Goal of the exercise:
Every line below should be copied exactly; drop the pictures.
⟨
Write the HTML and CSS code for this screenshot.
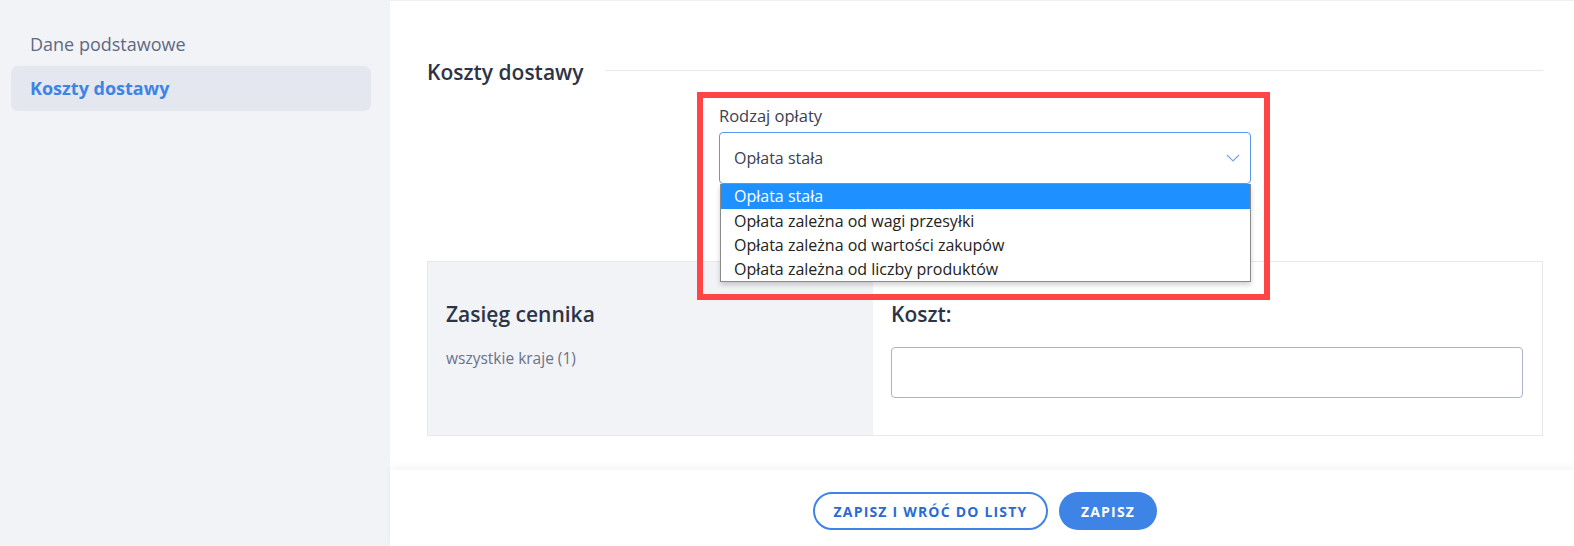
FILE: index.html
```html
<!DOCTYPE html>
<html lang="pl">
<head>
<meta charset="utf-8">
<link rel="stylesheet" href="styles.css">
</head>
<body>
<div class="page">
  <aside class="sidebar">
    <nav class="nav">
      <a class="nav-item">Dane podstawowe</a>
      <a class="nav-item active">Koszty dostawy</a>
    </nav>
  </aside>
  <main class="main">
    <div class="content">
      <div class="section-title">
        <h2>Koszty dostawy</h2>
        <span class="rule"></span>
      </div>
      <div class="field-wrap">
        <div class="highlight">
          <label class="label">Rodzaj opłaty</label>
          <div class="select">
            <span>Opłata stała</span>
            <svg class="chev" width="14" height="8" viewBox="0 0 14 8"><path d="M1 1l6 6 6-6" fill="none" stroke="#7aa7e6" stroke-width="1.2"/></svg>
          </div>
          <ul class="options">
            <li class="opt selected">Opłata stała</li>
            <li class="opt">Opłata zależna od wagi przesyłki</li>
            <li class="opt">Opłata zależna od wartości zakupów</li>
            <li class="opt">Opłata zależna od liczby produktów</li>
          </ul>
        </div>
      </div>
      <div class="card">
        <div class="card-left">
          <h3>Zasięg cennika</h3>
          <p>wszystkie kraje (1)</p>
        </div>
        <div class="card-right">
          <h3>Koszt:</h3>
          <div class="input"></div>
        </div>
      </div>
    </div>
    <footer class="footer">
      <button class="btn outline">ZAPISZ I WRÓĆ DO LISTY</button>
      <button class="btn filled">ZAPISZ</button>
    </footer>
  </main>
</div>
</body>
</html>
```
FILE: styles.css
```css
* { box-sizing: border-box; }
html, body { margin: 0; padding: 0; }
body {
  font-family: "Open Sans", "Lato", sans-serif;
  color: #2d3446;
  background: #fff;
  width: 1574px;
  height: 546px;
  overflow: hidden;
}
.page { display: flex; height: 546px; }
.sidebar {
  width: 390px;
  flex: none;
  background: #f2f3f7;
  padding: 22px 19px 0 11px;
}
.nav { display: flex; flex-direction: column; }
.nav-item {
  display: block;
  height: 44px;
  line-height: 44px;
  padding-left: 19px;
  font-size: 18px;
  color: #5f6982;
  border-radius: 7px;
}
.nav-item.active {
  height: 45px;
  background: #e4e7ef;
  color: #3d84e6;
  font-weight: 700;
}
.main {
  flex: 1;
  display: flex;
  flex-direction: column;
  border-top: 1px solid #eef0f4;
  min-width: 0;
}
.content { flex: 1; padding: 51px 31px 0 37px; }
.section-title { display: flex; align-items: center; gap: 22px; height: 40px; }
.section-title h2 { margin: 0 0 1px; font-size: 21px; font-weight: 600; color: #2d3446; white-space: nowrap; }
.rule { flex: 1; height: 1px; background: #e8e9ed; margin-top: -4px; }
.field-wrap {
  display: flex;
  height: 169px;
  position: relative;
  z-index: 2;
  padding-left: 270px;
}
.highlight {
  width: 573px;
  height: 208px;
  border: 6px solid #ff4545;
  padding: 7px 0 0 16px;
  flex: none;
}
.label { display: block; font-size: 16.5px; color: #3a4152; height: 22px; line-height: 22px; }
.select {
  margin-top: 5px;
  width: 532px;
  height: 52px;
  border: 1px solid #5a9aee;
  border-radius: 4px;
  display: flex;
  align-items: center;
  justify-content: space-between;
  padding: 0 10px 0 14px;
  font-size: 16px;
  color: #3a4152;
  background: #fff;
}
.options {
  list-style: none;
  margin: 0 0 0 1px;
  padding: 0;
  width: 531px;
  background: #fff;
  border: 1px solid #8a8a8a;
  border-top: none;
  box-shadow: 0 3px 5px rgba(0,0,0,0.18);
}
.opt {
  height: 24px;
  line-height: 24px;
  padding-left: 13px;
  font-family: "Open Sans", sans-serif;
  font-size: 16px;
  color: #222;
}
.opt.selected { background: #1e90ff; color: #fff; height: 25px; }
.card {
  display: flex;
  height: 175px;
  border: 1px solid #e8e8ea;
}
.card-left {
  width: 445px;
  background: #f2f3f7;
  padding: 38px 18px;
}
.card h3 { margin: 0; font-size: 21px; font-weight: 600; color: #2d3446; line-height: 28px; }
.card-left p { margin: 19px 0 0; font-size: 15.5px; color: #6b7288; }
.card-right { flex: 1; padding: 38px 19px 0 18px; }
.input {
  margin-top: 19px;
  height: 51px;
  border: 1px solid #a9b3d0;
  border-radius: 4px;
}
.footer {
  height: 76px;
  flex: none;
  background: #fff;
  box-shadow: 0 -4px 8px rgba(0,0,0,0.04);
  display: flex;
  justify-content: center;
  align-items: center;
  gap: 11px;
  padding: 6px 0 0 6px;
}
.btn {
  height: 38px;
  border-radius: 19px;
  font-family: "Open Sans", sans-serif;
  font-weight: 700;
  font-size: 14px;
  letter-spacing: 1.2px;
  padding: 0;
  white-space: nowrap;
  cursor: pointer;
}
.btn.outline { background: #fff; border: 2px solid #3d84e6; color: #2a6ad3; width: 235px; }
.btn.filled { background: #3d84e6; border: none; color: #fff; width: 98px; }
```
⟩
Final result:
Write the HTML and CSS code for this screenshot.
FILE: index.html
```html
<!DOCTYPE html>
<html lang="pl">
<head>
<meta charset="utf-8">
<link rel="stylesheet" href="styles.css">
</head>
<body>
<div class="page">
  <aside class="sidebar">
    <nav class="nav">
      <a class="nav-item">Dane podstawowe</a>
      <a class="nav-item active">Koszty dostawy</a>
    </nav>
  </aside>
  <main class="main">
    <div class="content">
      <div class="section-title">
        <h2>Koszty dostawy</h2>
        <span class="rule"></span>
      </div>
      <div class="field-wrap">
        <div class="highlight">
          <label class="label">Rodzaj opłaty</label>
          <div class="select">
            <span>Opłata stała</span>
            <svg class="chev" width="14" height="8" viewBox="0 0 14 8"><path d="M1 1l6 6 6-6" fill="none" stroke="#7aa7e6" stroke-width="1.2"/></svg>
          </div>
          <ul class="options">
            <li class="opt selected">Opłata stała</li>
            <li class="opt">Opłata zależna od wagi przesyłki</li>
            <li class="opt">Opłata zależna od wartości zakupów</li>
            <li class="opt">Opłata zależna od liczby produktów</li>
          </ul>
        </div>
      </div>
      <div class="card">
        <div class="card-left">
          <h3>Zasięg cennika</h3>
          <p>wszystkie kraje (1)</p>
        </div>
        <div class="card-right">
          <h3>Koszt:</h3>
          <div class="input"></div>
        </div>
      </div>
    </div>
    <footer class="footer">
      <button class="btn outline">ZAPISZ I WRÓĆ DO LISTY</button>
      <button class="btn filled">ZAPISZ</button>
    </footer>
  </main>
</div>
</body>
</html>
```
FILE: styles.css
```css
* { box-sizing: border-box; }
html, body { margin: 0; padding: 0; }
body {
  font-family: "Open Sans", "Lato", sans-serif;
  color: #2d3446;
  background: #fff;
  width: 1574px;
  height: 546px;
  overflow: hidden;
}
.page { display: flex; height: 546px; }
.sidebar {
  width: 390px;
  flex: none;
  background: #f2f3f7;
  padding: 22px 19px 0 11px;
}
.nav { display: flex; flex-direction: column; }
.nav-item {
  display: block;
  height: 44px;
  line-height: 44px;
  padding-left: 19px;
  font-size: 18px;
  color: #5f6982;
  border-radius: 7px;
}
.nav-item.active {
  height: 45px;
  background: #e4e7ef;
  color: #3d84e6;
  font-weight: 700;
}
.main {
  flex: 1;
  display: flex;
  flex-direction: column;
  border-top: 1px solid #eef0f4;
  min-width: 0;
}
.content { flex: 1; padding: 51px 31px 0 37px; }
.section-title { display: flex; align-items: center; gap: 22px; height: 40px; }
.section-title h2 { margin: 0 0 1px; font-size: 21px; font-weight: 600; color: #2d3446; white-space: nowrap; }
.rule { flex: 1; height: 1px; background: #e8e9ed; margin-top: -4px; }
.field-wrap {
  display: flex;
  height: 169px;
  position: relative;
  z-index: 2;
  padding-left: 270px;
}
.highlight {
  width: 573px;
  height: 208px;
  border: 6px solid #ff4545;
  padding: 7px 0 0 16px;
  flex: none;
}
.label { display: block; font-size: 16.5px; color: #3a4152; height: 22px; line-height: 22px; }
.select {
  margin-top: 5px;
  width: 532px;
  height: 52px;
  border: 1px solid #5a9aee;
  border-radius: 4px;
  display: flex;
  align-items: center;
  justify-content: space-between;
  padding: 0 10px 0 14px;
  font-size: 16px;
  color: #3a4152;
  background: #fff;
}
.options {
  list-style: none;
  margin: 0 0 0 1px;
  padding: 0;
  width: 531px;
  background: #fff;
  border: 1px solid #8a8a8a;
  border-top: none;
  box-shadow: 0 3px 5px rgba(0,0,0,0.18);
}
.opt {
  height: 24px;
  line-height: 24px;
  padding-left: 13px;
  font-family: "Open Sans", sans-serif;
  font-size: 16px;
  color: #222;
}
.opt.selected { background: #1e90ff; color: #fff; height: 25px; }
.card {
  display: flex;
  height: 175px;
  border: 1px solid #e8e8ea;
}
.card-left {
  width: 445px;
  background: #f2f3f7;
  padding: 38px 18px;
}
.card h3 { margin: 0; font-size: 21px; font-weight: 600; color: #2d3446; line-height: 28px; }
.card-left p { margin: 19px 0 0; font-size: 15.5px; color: #6b7288; }
.card-right { flex: 1; padding: 38px 19px 0 18px; }
.input {
  margin-top: 19px;
  height: 51px;
  border: 1px solid #a9b3d0;
  border-radius: 4px;
}
.footer {
  height: 76px;
  flex: none;
  background: #fff;
  box-shadow: 0 -4px 8px rgba(0,0,0,0.04);
  display: flex;
  justify-content: center;
  align-items: center;
  gap: 11px;
  padding: 6px 0 0 6px;
}
.btn {
  height: 38px;
  border-radius: 19px;
  font-family: "Open Sans", sans-serif;
  font-weight: 700;
  font-size: 14px;
  letter-spacing: 1.2px;
  padding: 0;
  white-space: nowrap;
  cursor: pointer;
}
.btn.outline { background: #fff; border: 2px solid #3d84e6; color: #2a6ad3; width: 235px; }
.btn.filled { background: #3d84e6; border: none; color: #fff; width: 98px; }
```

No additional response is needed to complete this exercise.